Gordon Olson succeeded Lura in 1967. Born in Almont, Olson grew up in a farming and ranching family. After high school, he spent a year at Jamestown College before enlisting in the U. S. Army during World War II. After his discharge, he completed a bachelor's degree at Dickinson State Teachers College.

Olson taught briefly in Belfield and Amidon and eventually became superintendent of schools in Bucyrus. He later earned master's and doctoral degrees from the University of North Dakota. He returned to Dickinson State to serve as chair of the Department of Education and Psychology. He later became a dean and vice president for academic affairs at the school.

Olson became president of Minot State Teachers College in 1967. Before being hired, he stressed to the Board of Higher Education that growth was the No. 1 item on his agenda.

"I told the board that if they were going to continue with a single mission — that being teacher education — I wasn't interested in the job," Olson said.

For Olson, growth meant additional programs, larger enrollments and better facilities. As an administrator, he was fiscally conservative and politically astute. He saw himself as the CEO of a small business.

The new president faced his first crisis when the Mouse River flooded Minot in the spring of 1969. Over 12,000 residents evacuated their homes in the central third of the city. The floodwaters remained for 40 days, with total damage to the city estimated at $10 million.

The Minot State campus wasn't flooded, but several nearby fraternities and sororities had water in their basements, and residents had to evacuate. Olson cancelled classes for a week, and students helped local residents sandbag and vacate their homes. A 9-foot-high causeway was built on Broadway that served as a north-south link during the crisis. When classes resumed, students commuted to campus via shuttle buses.

The 1970s brought two experimental programs to campus. The New Program involved an intensive study of English and the humanities, modeled after a program at the University of California-Berkeley. The Experimental College stressed that students should take responsibility for their own educations. Both programs folded by the middle of the decade.

The student body began featuring more older students who returned to campus to complete degrees, expand employment opportunities or change careers. To accommodate them, Pioneer Hall was converted to married housing, and the Campus Heights family complex was added in 1984.

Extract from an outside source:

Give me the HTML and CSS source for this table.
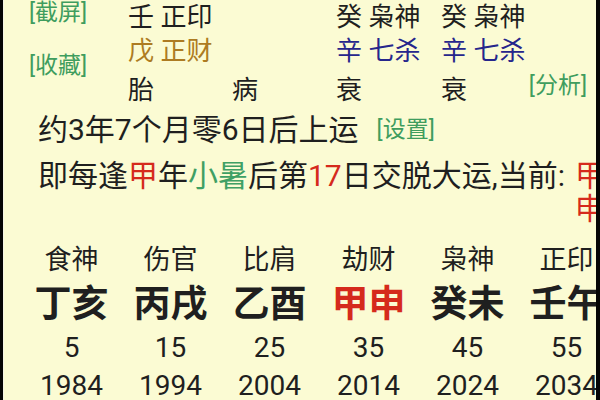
FILE: index.html
```html
<!DOCTYPE html>
<html lang="zh-CN">
<head>
<meta charset="utf-8">
<title>八字排盘</title>
<link rel="stylesheet" href="styles.css">
</head>
<body>
<div class="phone">
  <div class="top">
    <div class="side">
      <span class="link l1">[截屏]</span>
      <span class="link l2">[收藏]</span>
    </div>
    <div class="pillars">
      <div class="cell">壬 正印</div>
      <div class="cell"></div>
      <div class="cell">癸 枭神</div>
      <div class="cell">癸 枭神</div>

      <div class="cell brown">戊 正财</div>
      <div class="cell"></div>
      <div class="cell blue">辛 七杀</div>
      <div class="cell blue">辛 七杀</div>

      <div class="cell">胎</div>
      <div class="cell">病</div>
      <div class="cell">衰</div>
      <div class="cell last">衰<span class="link analyse">[分析]</span></div>
    </div>
  </div>

  <div class="line start">约3年7个月零6日后上运<span class="link setup">[设置]</span></div>
  <div class="line change"><span>即每逢<span class="red">甲</span>年<span class="green">小暑</span>后第<span class="red">17</span>日交脱大运,当前:</span><span class="current red"><span>甲</span><span>申</span></span></div>

  <div class="luck">
    <div class="col"><div class="god">食神</div><div class="gz">丁亥</div><div class="age">5</div><div class="year">1984</div></div>
    <div class="col"><div class="god">伤官</div><div class="gz">丙戌</div><div class="age">15</div><div class="year">1994</div></div>
    <div class="col"><div class="god">比肩</div><div class="gz">乙酉</div><div class="age">25</div><div class="year">2004</div></div>
    <div class="col"><div class="god">劫财</div><div class="gz red">甲申</div><div class="age">35</div><div class="year">2014</div></div>
    <div class="col"><div class="god">枭神</div><div class="gz">癸未</div><div class="age">45</div><div class="year">2024</div></div>
    <div class="col"><div class="god">正印</div><div class="gz">壬午</div><div class="age">55</div><div class="year">2034</div></div>
  </div>
</div>
</body>
</html>
```

FILE: styles.css
```css
html, body {
  margin: 0;
  padding: 0;
  background: #050505;
}

body {
  width: 600px;
  height: 400px;
  overflow: hidden;
  font-family: Roboto, "Noto Sans CJK SC", sans-serif;
  color: #1f1f1f;
}

.phone {
  box-sizing: border-box;
  width: 597px;
  height: 400px;
  margin-left: 3px;
  border-left: 1px solid #f4f4e4;
  border-right: 4px solid #050505;
  background: #fbfbd3;
  overflow: hidden;
}

.top {
  display: flex;
}

.side {
  width: 124px;
  flex: none;
  display: flex;
  flex-direction: column;
  padding-left: 25px;
  box-sizing: border-box;
}

.link {
  color: #3f9d5e;
  font-size: 23px;
}

.l1 {
  line-height: 25px;
}

.l2 {
  line-height: 26px;
  margin-top: 28px;
}

.pillars {
  flex: 1;
  display: grid;
  grid-template-columns: 104px 104px 105px 1fr;
  grid-template-rows: 29px 38px 40px;
  font-size: 26px;
}

.cell {
  display: flex;
  align-items: center;
  white-space: nowrap;
}

.cell.last {
  justify-content: space-between;
  padding-right: 9px;
}

.analyse {
  line-height: 30px;
  margin-top: -3px;
}

.brown {
  color: #ad7b22;
}

.blue {
  color: #26268c;
}

.red {
  color: #d52a1c;
}

.green {
  color: #3fa064;
}

.line {
  font-size: 30px;
  padding-left: 34px;
  white-space: nowrap;
}

.start {
  line-height: 46px;
  display: flex;
  align-items: center;
}

.setup {
  margin-left: 18px;
}

.change {
  display: flex;
  align-items: flex-start;
  line-height: 33px;
  margin-top: 6px;
}

.current {
  display: flex;
  flex-direction: column;
  margin-left: 10px;
}

.luck {
  display: grid;
  grid-template-columns: repeat(6, 99px);
  margin-left: 18px;
  margin-top: 17px;
  width: 594px;
}

.col {
  display: flex;
  flex-direction: column;
  align-items: center;
  white-space: nowrap;
}

.god {
  font-size: 27px;
  line-height: 36px;
}

.gz {
  font-size: 37px;
  font-weight: 700;
  line-height: 54px;
}

.age {
  font-size: 28px;
  line-height: 32px;
}

.year {
  font-size: 28px;
  line-height: 44px;
}
```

The multipurpose Minot State Dome was built in 1980. The 153,000-square-foot arena cost $6.3 million to construct. The 9,600-seat Dome boasted the largest capacity of any arena in the state.

When he became president, Olson and his family lived on campus. He felt like a pastor living in a parsonage next to the church.

"There was never a day off," he said. "I remember a Thanksgiving when we were sitting at the dinner table, and the doorbell rang. A couple of people wanted to get into the dorm. There were many requests like that, and we always accommodated them."

Since the early 1970s, Olson saw the need for a larger library to serve a growing student body. He worked tirelessly on the project, and his patience paid off in 1992. The college unveiled a $7.7 million facility, appropriately named the Gordon B. Olson Library.

"This is definitely a high honor, and I'm still alive," Olson joked at the building's dedication.

During the 1980s, the student body clamored for university status to add value to their degrees. Olson surveyed 2,000 colleges and universities in the nation and concluded that it had a case.

"We're more qualified than a good many of them right now," he said.

The school became a nominal university for a month in 1983, when it was renamed Dakota Northwestern University. But to become a true university, academic units were reorganized into five colleges — arts and sciences, business, education and human services, nursing and graduate school. In 1987, the school first became the State University of North Dakota-Minot (SUND-M) and then Minot State University.

When he retired, Olson had achieved the growth he had envisioned. Enrollment had increased from 2,000 in 1967 to 3,700 in 1992. Undergraduate majors had been added in nursing, social work and criminal justice. Graduate offerings had increased from one to 10. To enhance the arts, the MSU Amphitheater was built at the start of the decade, and Hartnett Hall was added in 1973. Lura Manor, the school's first coed dorm, was completed in 1986.